* Start DATA SEGMENT *

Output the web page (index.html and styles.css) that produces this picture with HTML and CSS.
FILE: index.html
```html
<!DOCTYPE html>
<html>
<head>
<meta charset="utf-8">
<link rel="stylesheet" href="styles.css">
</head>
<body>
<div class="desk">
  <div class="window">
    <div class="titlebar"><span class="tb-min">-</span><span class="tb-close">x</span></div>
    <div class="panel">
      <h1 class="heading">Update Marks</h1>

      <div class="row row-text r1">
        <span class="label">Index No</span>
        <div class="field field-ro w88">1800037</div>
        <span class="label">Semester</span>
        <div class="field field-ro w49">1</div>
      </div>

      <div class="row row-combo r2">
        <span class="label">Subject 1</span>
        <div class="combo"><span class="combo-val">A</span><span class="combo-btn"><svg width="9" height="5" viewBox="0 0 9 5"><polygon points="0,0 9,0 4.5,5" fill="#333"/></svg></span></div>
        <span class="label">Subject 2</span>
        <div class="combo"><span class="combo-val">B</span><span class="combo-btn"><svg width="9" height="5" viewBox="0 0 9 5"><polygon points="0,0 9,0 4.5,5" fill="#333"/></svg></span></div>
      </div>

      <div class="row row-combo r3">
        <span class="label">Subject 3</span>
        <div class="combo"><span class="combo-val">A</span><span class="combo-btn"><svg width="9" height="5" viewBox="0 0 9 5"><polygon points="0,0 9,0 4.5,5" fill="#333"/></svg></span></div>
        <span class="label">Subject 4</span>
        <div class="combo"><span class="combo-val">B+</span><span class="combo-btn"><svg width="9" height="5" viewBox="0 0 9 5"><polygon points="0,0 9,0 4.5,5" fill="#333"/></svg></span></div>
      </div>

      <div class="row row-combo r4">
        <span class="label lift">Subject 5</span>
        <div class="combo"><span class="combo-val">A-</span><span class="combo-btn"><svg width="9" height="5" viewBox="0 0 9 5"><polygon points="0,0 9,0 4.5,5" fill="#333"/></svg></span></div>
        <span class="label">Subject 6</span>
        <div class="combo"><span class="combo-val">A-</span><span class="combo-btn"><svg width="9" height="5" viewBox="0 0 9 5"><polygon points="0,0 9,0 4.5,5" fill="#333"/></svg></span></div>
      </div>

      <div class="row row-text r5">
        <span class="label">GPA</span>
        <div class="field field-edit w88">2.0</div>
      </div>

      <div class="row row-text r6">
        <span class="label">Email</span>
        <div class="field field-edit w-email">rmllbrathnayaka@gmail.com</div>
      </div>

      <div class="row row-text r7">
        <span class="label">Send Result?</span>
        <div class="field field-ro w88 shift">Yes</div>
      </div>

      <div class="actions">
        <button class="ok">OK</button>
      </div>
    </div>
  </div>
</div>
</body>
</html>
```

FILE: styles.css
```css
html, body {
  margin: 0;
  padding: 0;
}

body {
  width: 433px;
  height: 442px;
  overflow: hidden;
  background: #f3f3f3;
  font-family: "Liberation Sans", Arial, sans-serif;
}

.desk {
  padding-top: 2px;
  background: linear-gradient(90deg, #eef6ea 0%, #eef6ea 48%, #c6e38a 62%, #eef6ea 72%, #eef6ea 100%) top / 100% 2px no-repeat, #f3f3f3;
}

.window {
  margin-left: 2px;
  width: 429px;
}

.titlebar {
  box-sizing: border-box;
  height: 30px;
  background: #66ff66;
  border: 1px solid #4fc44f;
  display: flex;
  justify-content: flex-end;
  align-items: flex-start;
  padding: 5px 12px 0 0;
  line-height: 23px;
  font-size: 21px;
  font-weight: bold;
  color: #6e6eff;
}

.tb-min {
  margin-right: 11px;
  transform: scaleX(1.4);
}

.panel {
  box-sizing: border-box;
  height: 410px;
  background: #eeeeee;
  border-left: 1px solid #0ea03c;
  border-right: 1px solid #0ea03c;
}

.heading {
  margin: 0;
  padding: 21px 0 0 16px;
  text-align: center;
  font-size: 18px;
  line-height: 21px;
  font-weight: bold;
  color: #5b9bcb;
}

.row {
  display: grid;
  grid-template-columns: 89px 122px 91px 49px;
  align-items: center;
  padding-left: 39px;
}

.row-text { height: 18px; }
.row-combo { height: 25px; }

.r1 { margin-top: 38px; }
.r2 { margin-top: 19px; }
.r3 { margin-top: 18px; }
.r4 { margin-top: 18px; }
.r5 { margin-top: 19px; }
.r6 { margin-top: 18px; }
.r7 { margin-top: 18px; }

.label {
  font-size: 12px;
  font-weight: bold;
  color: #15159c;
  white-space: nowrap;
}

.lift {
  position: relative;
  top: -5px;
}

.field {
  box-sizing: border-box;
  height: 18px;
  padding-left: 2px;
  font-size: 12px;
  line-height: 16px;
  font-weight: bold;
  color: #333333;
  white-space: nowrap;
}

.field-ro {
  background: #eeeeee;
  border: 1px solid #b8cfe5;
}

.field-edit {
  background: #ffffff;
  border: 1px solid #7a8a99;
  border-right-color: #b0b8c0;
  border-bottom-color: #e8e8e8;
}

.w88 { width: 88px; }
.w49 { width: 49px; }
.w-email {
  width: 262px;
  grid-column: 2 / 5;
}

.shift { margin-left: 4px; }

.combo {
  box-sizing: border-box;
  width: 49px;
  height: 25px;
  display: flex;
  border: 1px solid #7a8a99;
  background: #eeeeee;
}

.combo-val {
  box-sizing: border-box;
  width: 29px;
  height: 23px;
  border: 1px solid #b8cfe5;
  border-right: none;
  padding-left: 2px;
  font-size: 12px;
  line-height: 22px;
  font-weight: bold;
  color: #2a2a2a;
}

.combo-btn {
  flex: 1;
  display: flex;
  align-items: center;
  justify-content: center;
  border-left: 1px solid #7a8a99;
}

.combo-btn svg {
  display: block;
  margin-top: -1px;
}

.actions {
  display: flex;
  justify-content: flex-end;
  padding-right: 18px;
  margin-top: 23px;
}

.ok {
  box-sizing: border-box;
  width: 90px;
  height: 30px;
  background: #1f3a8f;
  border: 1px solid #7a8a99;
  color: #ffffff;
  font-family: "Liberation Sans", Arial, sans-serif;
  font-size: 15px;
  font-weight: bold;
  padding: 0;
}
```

* End DATA SEGMENT *

Set every line of the listing down word for word.

Output the web page (index.html and styles.css) that produces this picture with HTML and CSS.
FILE: index.html
```html
<!DOCTYPE html>
<html>
<head>
<meta charset="utf-8">
<link rel="stylesheet" href="styles.css">
</head>
<body>
<div class="desk">
  <div class="window">
    <div class="titlebar"><span class="tb-min">-</span><span class="tb-close">x</span></div>
    <div class="panel">
      <h1 class="heading">Update Marks</h1>

      <div class="row row-text r1">
        <span class="label">Index No</span>
        <div class="field field-ro w88">1800037</div>
        <span class="label">Semester</span>
        <div class="field field-ro w49">1</div>
      </div>

      <div class="row row-combo r2">
        <span class="label">Subject 1</span>
        <div class="combo"><span class="combo-val">A</span><span class="combo-btn"><svg width="9" height="5" viewBox="0 0 9 5"><polygon points="0,0 9,0 4.5,5" fill="#333"/></svg></span></div>
        <span class="label">Subject 2</span>
        <div class="combo"><span class="combo-val">B</span><span class="combo-btn"><svg width="9" height="5" viewBox="0 0 9 5"><polygon points="0,0 9,0 4.5,5" fill="#333"/></svg></span></div>
      </div>

      <div class="row row-combo r3">
        <span class="label">Subject 3</span>
        <div class="combo"><span class="combo-val">A</span><span class="combo-btn"><svg width="9" height="5" viewBox="0 0 9 5"><polygon points="0,0 9,0 4.5,5" fill="#333"/></svg></span></div>
        <span class="label">Subject 4</span>
        <div class="combo"><span class="combo-val">B+</span><span class="combo-btn"><svg width="9" height="5" viewBox="0 0 9 5"><polygon points="0,0 9,0 4.5,5" fill="#333"/></svg></span></div>
      </div>

      <div class="row row-combo r4">
        <span class="label lift">Subject 5</span>
        <div class="combo"><span class="combo-val">A-</span><span class="combo-btn"><svg width="9" height="5" viewBox="0 0 9 5"><polygon points="0,0 9,0 4.5,5" fill="#333"/></svg></span></div>
        <span class="label">Subject 6</span>
        <div class="combo"><span class="combo-val">A-</span><span class="combo-btn"><svg width="9" height="5" viewBox="0 0 9 5"><polygon points="0,0 9,0 4.5,5" fill="#333"/></svg></span></div>
      </div>

      <div class="row row-text r5">
        <span class="label">GPA</span>
        <div class="field field-edit w88">2.0</div>
      </div>

      <div class="row row-text r6">
        <span class="label">Email</span>
        <div class="field field-edit w-email">rmllbrathnayaka@gmail.com</div>
      </div>

      <div class="row row-text r7">
        <span class="label">Send Result?</span>
        <div class="field field-ro w88 shift">Yes</div>
      </div>

      <div class="actions">
        <button class="ok">OK</button>
      </div>
    </div>
  </div>
</div>
</body>
</html>
```

FILE: styles.css
```css
html, body {
  margin: 0;
  padding: 0;
}

body {
  width: 433px;
  height: 442px;
  overflow: hidden;
  background: #f3f3f3;
  font-family: "Liberation Sans", Arial, sans-serif;
}

.desk {
  padding-top: 2px;
  background: linear-gradient(90deg, #eef6ea 0%, #eef6ea 48%, #c6e38a 62%, #eef6ea 72%, #eef6ea 100%) top / 100% 2px no-repeat, #f3f3f3;
}

.window {
  margin-left: 2px;
  width: 429px;
}

.titlebar {
  box-sizing: border-box;
  height: 30px;
  background: #66ff66;
  border: 1px solid #4fc44f;
  display: flex;
  justify-content: flex-end;
  align-items: flex-start;
  padding: 5px 12px 0 0;
  line-height: 23px;
  font-size: 21px;
  font-weight: bold;
  color: #6e6eff;
}

.tb-min {
  margin-right: 11px;
  transform: scaleX(1.4);
}

.panel {
  box-sizing: border-box;
  height: 410px;
  background: #eeeeee;
  border-left: 1px solid #0ea03c;
  border-right: 1px solid #0ea03c;
}

.heading {
  margin: 0;
  padding: 21px 0 0 16px;
  text-align: center;
  font-size: 18px;
  line-height: 21px;
  font-weight: bold;
  color: #5b9bcb;
}

.row {
  display: grid;
  grid-template-columns: 89px 122px 91px 49px;
  align-items: center;
  padding-left: 39px;
}

.row-text { height: 18px; }
.row-combo { height: 25px; }

.r1 { margin-top: 38px; }
.r2 { margin-top: 19px; }
.r3 { margin-top: 18px; }
.r4 { margin-top: 18px; }
.r5 { margin-top: 19px; }
.r6 { margin-top: 18px; }
.r7 { margin-top: 18px; }

.label {
  font-size: 12px;
  font-weight: bold;
  color: #15159c;
  white-space: nowrap;
}

.lift {
  position: relative;
  top: -5px;
}

.field {
  box-sizing: border-box;
  height: 18px;
  padding-left: 2px;
  font-size: 12px;
  line-height: 16px;
  font-weight: bold;
  color: #333333;
  white-space: nowrap;
}

.field-ro {
  background: #eeeeee;
  border: 1px solid #b8cfe5;
}

.field-edit {
  background: #ffffff;
  border: 1px solid #7a8a99;
  border-right-color: #b0b8c0;
  border-bottom-color: #e8e8e8;
}

.w88 { width: 88px; }
.w49 { width: 49px; }
.w-email {
  width: 262px;
  grid-column: 2 / 5;
}

.shift { margin-left: 4px; }

.combo {
  box-sizing: border-box;
  width: 49px;
  height: 25px;
  display: flex;
  border: 1px solid #7a8a99;
  background: #eeeeee;
}

.combo-val {
  box-sizing: border-box;
  width: 29px;
  height: 23px;
  border: 1px solid #b8cfe5;
  border-right: none;
  padding-left: 2px;
  font-size: 12px;
  line-height: 22px;
  font-weight: bold;
  color: #2a2a2a;
}

.combo-btn {
  flex: 1;
  display: flex;
  align-items: center;
  justify-content: center;
  border-left: 1px solid #7a8a99;
}

.combo-btn svg {
  display: block;
  margin-top: -1px;
}

.actions {
  display: flex;
  justify-content: flex-end;
  padding-right: 18px;
  margin-top: 23px;
}

.ok {
  box-sizing: border-box;
  width: 90px;
  height: 30px;
  background: #1f3a8f;
  border: 1px solid #7a8a99;
  color: #ffffff;
  font-family: "Liberation Sans", Arial, sans-serif;
  font-size: 15px;
  font-weight: bold;
  padding: 0;
}
```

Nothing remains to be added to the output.